You know how every time it floods around here and you see poor saps wading from their front doors with waterlogged boxes, and you wonder: Why do they live there? Why don't they move to a hill?

Well, ask Mike Sipin.

He's a 62-year-old volunteer fireman who has been washed out of homes along the Cedar River five times. Flooding was so regular at his old house, an A-frame near the Maple Valley Highway, that the government finally bought him out and tore down the house rather than help him through another cleanup.

What did he do with the money? He bought a house on the banks of the same river, about three miles south.

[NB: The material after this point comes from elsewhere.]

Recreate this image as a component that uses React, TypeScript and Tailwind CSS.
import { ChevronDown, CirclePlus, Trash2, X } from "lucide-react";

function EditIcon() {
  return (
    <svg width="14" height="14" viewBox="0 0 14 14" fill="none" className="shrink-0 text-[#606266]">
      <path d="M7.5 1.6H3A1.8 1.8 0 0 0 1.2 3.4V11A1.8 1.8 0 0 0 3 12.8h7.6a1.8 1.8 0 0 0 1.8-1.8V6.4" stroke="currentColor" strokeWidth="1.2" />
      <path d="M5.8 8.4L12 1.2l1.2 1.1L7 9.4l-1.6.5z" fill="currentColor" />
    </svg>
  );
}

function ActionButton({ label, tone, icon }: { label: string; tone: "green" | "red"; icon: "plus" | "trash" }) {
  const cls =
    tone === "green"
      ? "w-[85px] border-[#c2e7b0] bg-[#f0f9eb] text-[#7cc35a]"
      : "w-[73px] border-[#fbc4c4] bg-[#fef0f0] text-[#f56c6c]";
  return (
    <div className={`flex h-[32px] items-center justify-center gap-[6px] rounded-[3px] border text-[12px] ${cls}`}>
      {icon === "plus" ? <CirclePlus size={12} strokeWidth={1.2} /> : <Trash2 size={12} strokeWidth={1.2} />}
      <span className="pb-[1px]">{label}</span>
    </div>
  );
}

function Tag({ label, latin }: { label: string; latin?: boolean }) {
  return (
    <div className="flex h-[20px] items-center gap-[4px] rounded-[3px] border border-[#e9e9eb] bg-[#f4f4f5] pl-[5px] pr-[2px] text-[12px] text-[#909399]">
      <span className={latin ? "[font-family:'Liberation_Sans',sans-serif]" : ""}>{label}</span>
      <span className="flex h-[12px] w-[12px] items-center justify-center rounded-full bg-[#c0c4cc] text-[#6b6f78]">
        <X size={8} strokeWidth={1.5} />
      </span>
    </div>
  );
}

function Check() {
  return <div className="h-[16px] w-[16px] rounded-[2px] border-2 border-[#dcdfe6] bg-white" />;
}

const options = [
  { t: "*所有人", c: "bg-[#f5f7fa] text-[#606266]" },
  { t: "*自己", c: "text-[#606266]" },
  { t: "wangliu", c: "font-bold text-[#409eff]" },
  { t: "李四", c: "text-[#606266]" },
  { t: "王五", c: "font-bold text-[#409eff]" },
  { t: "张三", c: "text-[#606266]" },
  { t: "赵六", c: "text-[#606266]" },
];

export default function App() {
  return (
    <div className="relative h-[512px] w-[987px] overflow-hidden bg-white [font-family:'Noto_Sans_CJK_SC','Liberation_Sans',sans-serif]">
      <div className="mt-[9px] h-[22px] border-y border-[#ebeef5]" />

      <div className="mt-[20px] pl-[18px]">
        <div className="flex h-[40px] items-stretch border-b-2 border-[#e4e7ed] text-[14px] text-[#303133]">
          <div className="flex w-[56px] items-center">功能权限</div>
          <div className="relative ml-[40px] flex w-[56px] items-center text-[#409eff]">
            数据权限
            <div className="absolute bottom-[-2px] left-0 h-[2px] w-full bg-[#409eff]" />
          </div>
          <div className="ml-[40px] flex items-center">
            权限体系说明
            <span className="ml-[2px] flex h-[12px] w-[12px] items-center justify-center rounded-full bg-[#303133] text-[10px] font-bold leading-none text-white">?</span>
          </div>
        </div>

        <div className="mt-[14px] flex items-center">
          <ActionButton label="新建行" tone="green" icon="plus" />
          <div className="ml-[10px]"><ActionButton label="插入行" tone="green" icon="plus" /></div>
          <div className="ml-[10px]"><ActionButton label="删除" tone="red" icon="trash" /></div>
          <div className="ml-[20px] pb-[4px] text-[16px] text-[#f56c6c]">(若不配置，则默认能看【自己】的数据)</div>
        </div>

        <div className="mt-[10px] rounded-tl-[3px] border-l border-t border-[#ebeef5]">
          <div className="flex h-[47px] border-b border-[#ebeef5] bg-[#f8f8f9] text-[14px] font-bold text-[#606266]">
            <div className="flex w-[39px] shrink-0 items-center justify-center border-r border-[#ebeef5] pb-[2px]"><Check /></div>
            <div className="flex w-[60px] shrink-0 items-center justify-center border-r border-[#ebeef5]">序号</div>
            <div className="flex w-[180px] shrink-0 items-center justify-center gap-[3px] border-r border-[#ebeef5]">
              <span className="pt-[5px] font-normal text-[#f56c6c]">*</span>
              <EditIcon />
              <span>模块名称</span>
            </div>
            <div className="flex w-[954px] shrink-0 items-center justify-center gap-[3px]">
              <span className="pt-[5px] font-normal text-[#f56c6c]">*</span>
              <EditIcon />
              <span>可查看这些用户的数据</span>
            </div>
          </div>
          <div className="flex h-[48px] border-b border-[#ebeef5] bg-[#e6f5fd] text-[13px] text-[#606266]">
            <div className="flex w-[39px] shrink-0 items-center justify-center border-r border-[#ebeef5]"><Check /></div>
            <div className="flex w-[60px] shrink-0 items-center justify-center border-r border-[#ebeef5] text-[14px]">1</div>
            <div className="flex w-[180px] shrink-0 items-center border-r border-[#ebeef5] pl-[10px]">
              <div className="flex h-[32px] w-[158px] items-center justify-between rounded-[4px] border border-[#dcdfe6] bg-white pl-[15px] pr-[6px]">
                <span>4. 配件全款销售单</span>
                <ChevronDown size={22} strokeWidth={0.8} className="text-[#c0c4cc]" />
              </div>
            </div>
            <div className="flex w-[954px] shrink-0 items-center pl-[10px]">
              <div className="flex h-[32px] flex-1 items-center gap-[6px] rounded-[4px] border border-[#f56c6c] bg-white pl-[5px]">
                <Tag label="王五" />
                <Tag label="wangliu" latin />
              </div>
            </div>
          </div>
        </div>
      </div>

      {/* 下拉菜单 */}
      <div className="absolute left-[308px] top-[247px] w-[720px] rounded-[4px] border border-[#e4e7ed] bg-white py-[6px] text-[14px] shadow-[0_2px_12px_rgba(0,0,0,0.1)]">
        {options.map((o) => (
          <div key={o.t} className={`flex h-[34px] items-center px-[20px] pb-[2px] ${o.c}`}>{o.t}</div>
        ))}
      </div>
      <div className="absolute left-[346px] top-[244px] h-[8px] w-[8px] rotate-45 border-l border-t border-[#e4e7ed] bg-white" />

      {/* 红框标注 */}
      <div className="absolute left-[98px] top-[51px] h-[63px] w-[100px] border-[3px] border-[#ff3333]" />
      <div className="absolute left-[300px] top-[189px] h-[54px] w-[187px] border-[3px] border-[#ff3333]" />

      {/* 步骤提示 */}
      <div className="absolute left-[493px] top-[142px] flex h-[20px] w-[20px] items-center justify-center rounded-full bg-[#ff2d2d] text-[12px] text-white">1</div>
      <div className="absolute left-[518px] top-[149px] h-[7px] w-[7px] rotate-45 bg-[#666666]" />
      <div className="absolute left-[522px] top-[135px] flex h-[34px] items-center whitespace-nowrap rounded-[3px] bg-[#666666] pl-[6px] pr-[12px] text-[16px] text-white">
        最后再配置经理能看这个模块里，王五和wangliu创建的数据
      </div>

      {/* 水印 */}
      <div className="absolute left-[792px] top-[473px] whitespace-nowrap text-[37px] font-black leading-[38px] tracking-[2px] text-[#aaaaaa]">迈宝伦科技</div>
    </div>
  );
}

On Thursday we stood in what he said was a concrete driveway. At that moment it was a frothing rapids swift enough to knock down his carport. Brown water filled his living room 4 inches deep.

In his backyard, the Cedar River roared like a freeway. Sipin said earlier a '72 Ford pickup had floated past.

Mike, I asked, five times this has happened to you? Ever consider moving?

Nope, he said. Firmly.

"My friends all call me 'the beaver,' " he said. "I can't not live here. The river's in my bones."

Last week it was all up in his stuff, too. Which, when multiplied by the thousands of flooded homes around the region, is a big problem.

"It's probably $50,000 of damage," Sipin guessed. "I'll do what I've always done. Fix it up and get ready for the next one."

Why do we keep doing this?

With rivers like the Cedar, we have two choices. Tame it with dams and levees. Or get out of its way while we let it run free.

The government is not actively trying to channel the Cedar anymore, except as it gets down toward the city of Renton (and flows past the Boeing plant, where it did not flood). Rather than beef up levees, the philosophy upstream has been to buy out flood-prone homes so the Cedar can go where it wants.

Yet, there are hundreds of people who still live on its banks. As long as they stay, they are at the river's mercy.

Most of them don't seem to mind. At one house, where the Cedar had ripped away the entire backyard deck and flushed it downstream, the man who lived there shrugged.

"That's river living," he said. "We'll build a new deck by summer."

At the chronically flooded Rainbow Bend development, King County has bought and torn down every house but one. Good thing, because last week the Cedar jumped over the puny, ailing dike and swamped the neighborhood.

It didn't seem to faze the last guy there. The water was running so high and strong I couldn't reach him to talk to him. But smoke curled from his chimney even as 3-foot-deep rapids coursed against his house.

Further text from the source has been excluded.